If you are already working in your desired industry, you might want to upgrade your education online, so it is worth looking at the availability of online advanced degrees in your area of study. Being able to learn off-campus allows you to continue working full-time while you maximize your career potential with an additional degree.
7. Pray about it
You may not feel comfortable taking this step if you are not religious. But for people of faith, prayer is a must.
The Bible tells us in James 1:5 to pray for wisdom. God promises wisdom for all life situations to those who pray for it. And I can’t think of too many life decisions more important that choosing the career that will define your adult life.
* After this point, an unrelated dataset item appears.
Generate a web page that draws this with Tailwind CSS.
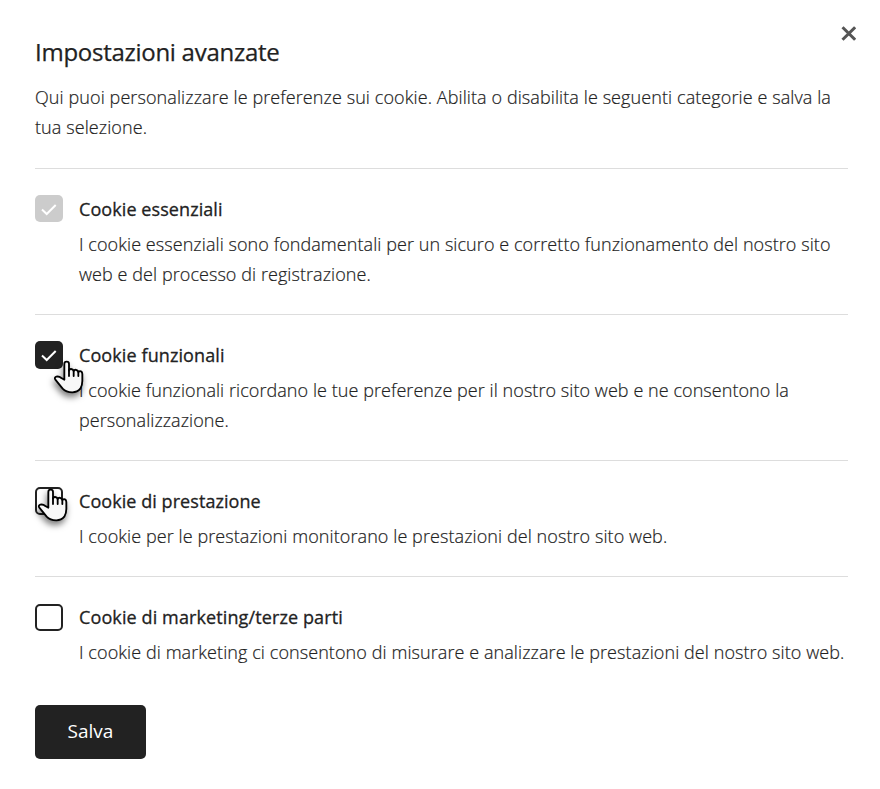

So don’t be afraid to pray about it. Some divine help might be just what you need.
Get the Process Started
This post was full of questions to get your thinking process started on how to choose a career. I can’t give concrete answers…only you’ll have those once you’ve worked the process. There is no guarantee the answers will come easily but they won’t come at all unless you start working this through.
Choosing a career is your personal decision. You can’t go to someone and ask, What career should I have? and expect them to decide for you. It doesn’t work that way. They may be able to give you solid advice but in the end you’ll have to decide for yourself.
Questions for Discussion: Do you remember asking the question, “ What career should I have? ” How did it make you feel to be so unsure? How did you eventually come to a decision? If you could go back in time, what career advice would you give your 18-yr. old self? Anyone taken the DISC and care to share your personality type? I’m a high SC.